Of course, Vincent Price's performance during Dr. Chapin's acid trip is one of the things that qualify The Tingler as a camp classic. Mr. Price uses the scene as an opportunity to ham it up, beginning it somewhat subdued and then upping the ante when he begins going on about "the walls." In the end Dr. Chapin's acid trip seems more histrionic than horrifying. Here I have to point out that Vincent Price's histrionics during the acid trip are not an isolated case in The Tingler. There are several scenes in which Mr Prince hams it up, particularly when the Tingler is loose in a theatre.
Vincent Price occasionally hamming it up in The Tingler is not its only source of humour. The Tingler itself looks more funny than frightening. The Tingler does resemble what for many is a truly frightening creature, looking somewhat like an oversized centipede. Unfortunately the Tingler is also quite clearly a cheap rubber prop that wobbles across the floor when it moves. I imagine the sight of the Tingler for many is more hilarious than horrifying.
Of course, given the somewhat dodgy science of The Tingler, perhaps it does not matter that the Tingler itself is a cheap prop. After all, the viewer is expected to believe that Dr. Chapin has discovered a creature previously unknown to man that shows up on a common, everyday X-ray! Even more so than many of William Castle's films, The Tingler stretches the bounds of believability.
While there are several moments in The Tingler that are so bad they are good, it seems possible that William Castle intended it to be so. It must be considered that given his love of gimmicks William Castle did not intend, let alone expect, his films to be taken seriously, not even as B horror movies. It would seem he was more interested in putting on a good show than a serious horror film. Indeed, William Castle's introduction to The Tingler is done with tongue firmly planted in cheek. If that could not be used as proof that William Castle intentionally made The Tingler campy, one must consider that at times it can be surprisingly effective for a horror movie, especially one made on a low budget. Indeed, William Castle succeeds in something that very few directors have--making a scene that is simultaneously funny and frightening. While Vincent Price's admonition to "...scream for your lives!" in the theatre is so over the top as to be funny, the actual sequence in which the Tingler (even the cheap rubber prop it was) is actually a bit scary.
Indeed, another bit of evidence that William Castle intended The Tingler to be camp is the presence of Vincent Price.

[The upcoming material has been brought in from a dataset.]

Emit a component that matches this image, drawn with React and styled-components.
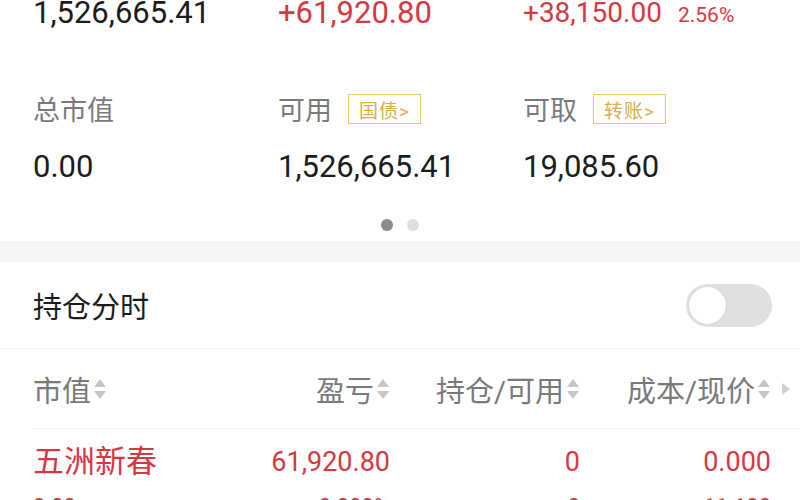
import React from "react";
import styled, { createGlobalStyle } from "styled-components";

const GlobalStyle = createGlobalStyle`
  html, body {
    margin: 0;
    padding: 0;
    background: #ffffff;
    width: 800px;
    height: 500px;
    overflow: hidden;
  }
  body {
    font-family: Roboto, "Noto Sans CJK SC", sans-serif;
  }
`;

const colors = {
  red: "#d5393f",
  text: "#1c1c1c",
  label: "#7a7a7a",
  gold: "#d8ae48",
  goldBorder: "#ecc96e",
  band: "#f5f5f5",
  line: "#efefef",
};

export const Page = styled.div`
  width: 800px;
  height: 500px;
  overflow: hidden;
  background: #fff;
`;

export const AssetPanel = styled.div`
  padding-left: 33px;
  padding-bottom: 10px;
`;

export const AssetGrid = styled.div`
  display: grid;
  grid-template-columns: 245px 245px 245px;
  margin-top: ${(p) => p.top}px;
`;

export const BigValue = styled.div`
  display: flex;
  align-items: baseline;
  gap: 16px;
  font-size: ${(p) => p.size || 31}px;
  line-height: 31px;
  height: 31px;
  color: ${(p) => (p.red ? colors.red : colors.text)};
  white-space: nowrap;
`;

export const Percent = styled.span`
  font-size: 21px;
`;

export const LabelCell = styled.div`
  display: flex;
  align-items: center;
  height: 30px;
  gap: 16px;
  font-size: 27px;
  color: ${colors.label};
  white-space: nowrap;
`;

export const Badge = styled.span`
  display: inline-flex;
  align-items: center;
  height: 28px;
  padding: 0 10px;
  margin-top: 2px;
  border: 1.5px solid ${colors.goldBorder};
  color: ${colors.gold};
  font-size: 19px;
  letter-spacing: 1px;
`;

export const Dots = styled.div`
  display: flex;
  justify-content: center;
  gap: 14px;
  margin-top: 37px;
  padding-right: 33px;
`;

export const Dot = styled.span`
  width: 12px;
  height: 12px;
  border-radius: 50%;
  background: ${(p) => (p.active ? "#8a8a8a" : "#dedede")};
`;

export const Band = styled.div`
  height: 21px;
  background: ${colors.band};
`;

export const SwitchRow = styled.div`
  display: flex;
  align-items: center;
  justify-content: space-between;
  height: 86px;
  padding: 0 28px 0 33px;
  border-bottom: 1px solid ${colors.line};
  font-size: 29px;
  color: ${colors.text};
`;

export const Toggle = styled.div`
  width: 86px;
  height: 43px;
  border-radius: 22px;
  background: #e0e0e0;
  display: flex;
  align-items: center;
  padding-left: 3px;
  box-sizing: border-box;
`;

export const Knob = styled.span`
  width: 37px;
  height: 37px;
  border-radius: 50%;
  background: #fff;
  box-shadow: 0 0 2px rgba(0, 0, 0, 0.12);
`;

const cols = "167px 190px 190px 191px 22px";

export const HeaderRow = styled.div`
  display: grid;
  grid-template-columns: ${cols};
  align-items: center;
  height: 79px;
  margin-left: 33px;
  border-bottom: 1px solid ${colors.line};
  font-size: 29px;
  color: ${colors.label};
`;

export const HeadCell = styled.div`
  display: flex;
  align-items: center;
  justify-content: ${(p) => (p.left ? "flex-start" : "flex-end")};
  white-space: nowrap;
`;

export const Arrow = styled.div`
  display: flex;
  justify-content: flex-end;
  padding-right: 2px;
`;

export const DataRow = styled.div`
  display: grid;
  grid-template-columns: ${cols};
  padding: 15px 0 0 33px;
  color: ${colors.red};
`;

export const DataCell = styled.div`
  display: flex;
  flex-direction: column;
  align-items: ${(p) => (p.left ? "flex-start" : "flex-end")};
  white-space: nowrap;
`;

export const MainText = styled.div`
  font-size: ${(p) => (p.name ? 31 : 27)}px;
  line-height: 36px;
`;

export const SubText = styled.div`
  font-size: 22px;
  line-height: 30px;
  margin-top: 12px;
`;

const SortIcon = () => (
  <svg width="14" height="24" viewBox="0 0 14 24" style={{ marginLeft: 2 }}>
    <path d="M7 2 L13 10 L1 10 Z" fill="#c6c6c6" />
    <path d="M7 22 L13 14 L1 14 Z" fill="#c6c6c6" />
  </svg>
);

const RightTri = () => (
  <svg width="10" height="14" viewBox="0 0 10 14">
    <path d="M1 1 L9 7 L1 13 Z" fill="#cfcfcf" />
  </svg>
);

const topValues = [
  { v: "1,526,665.41" },
  { v: "+61,920.80", red: true },
  { v: "+38,150.00", red: true, pct: "2.56%", size: 28 },
];

const labels = [
  { t: "总市值" },
  { t: "可用", badge: "国债>" },
  { t: "可取", badge: "转账>" },
];

const values = ["0.00", "1,526,665.41", "19,085.60"];

const headers = ["市值", "盈亏", "持仓/可用", "成本/现价"];

const holding = {
  main: ["五洲新春", "61,920.80", "0", "0.000"],
  sub: ["0.00", "0.000%", "0", "11.180"],
};

export default function App() {
  return (
    <Page>
      <GlobalStyle />
      <AssetPanel>
        <AssetGrid top={-3}>
          {topValues.map((x) => (
            <BigValue key={x.v} red={x.red} size={x.size}>
              {x.v}
              {x.pct && <Percent>{x.pct}</Percent>}
            </BigValue>
          ))}
        </AssetGrid>
        <AssetGrid top={65}>
          {labels.map((l) => (
            <LabelCell key={l.t}>
              {l.t}
              {l.badge && <Badge>{l.badge}</Badge>}
            </LabelCell>
          ))}
        </AssetGrid>
        <AssetGrid top={28}>
          {values.map((v) => (
            <BigValue key={v}>{v}</BigValue>
          ))}
        </AssetGrid>
        <Dots>
          <Dot active />
          <Dot />
        </Dots>
      </AssetPanel>
      <Band />
      <SwitchRow>
        持仓分时
        <Toggle>
          <Knob />
        </Toggle>
      </SwitchRow>
      <HeaderRow>
        {headers.map((h, i) => (
          <HeadCell key={h} left={i === 0}>
            {h}
            <SortIcon />
          </HeadCell>
        ))}
        <Arrow>
          <RightTri />
        </Arrow>
      </HeaderRow>
      <DataRow>
        {holding.main.map((m, i) => (
          <DataCell key={i} left={i === 0}>
            <MainText name={i === 0}>{m}</MainText>
            <SubText>{holding.sub[i]}</SubText>
          </DataCell>
        ))}
      </DataRow>
    </Page>
  );
}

Mr. Price was an excellent actor, one capable of delivering very subtle performances when called upon to do so. When Vincent Price hammed things up, then, there can be little doubt that it was intentional. Indeed, it is dubious whether William Castle would have permitted Vincent Price his histrionics had he not intended The Tingler to be a bit over the top. In other words, The Tingler (and likely William Castle's other films as well) may be better counted alongside John Huston's Beat the Devil (1953) as a movie that is intentionally campy rather than counted alongside films such as Plan 9 from Outer Space (1959) as a movie that is unintentionally bad.
Regardless of whether it's a movie that is so bad it's good or a movie so good it's bad, The Tingler is one of William Castle's funnest movies. After all, it is not every movie that features a parasite that feeds on fear. And it's not every movie that has a character played by Vincent Price take an acid trip.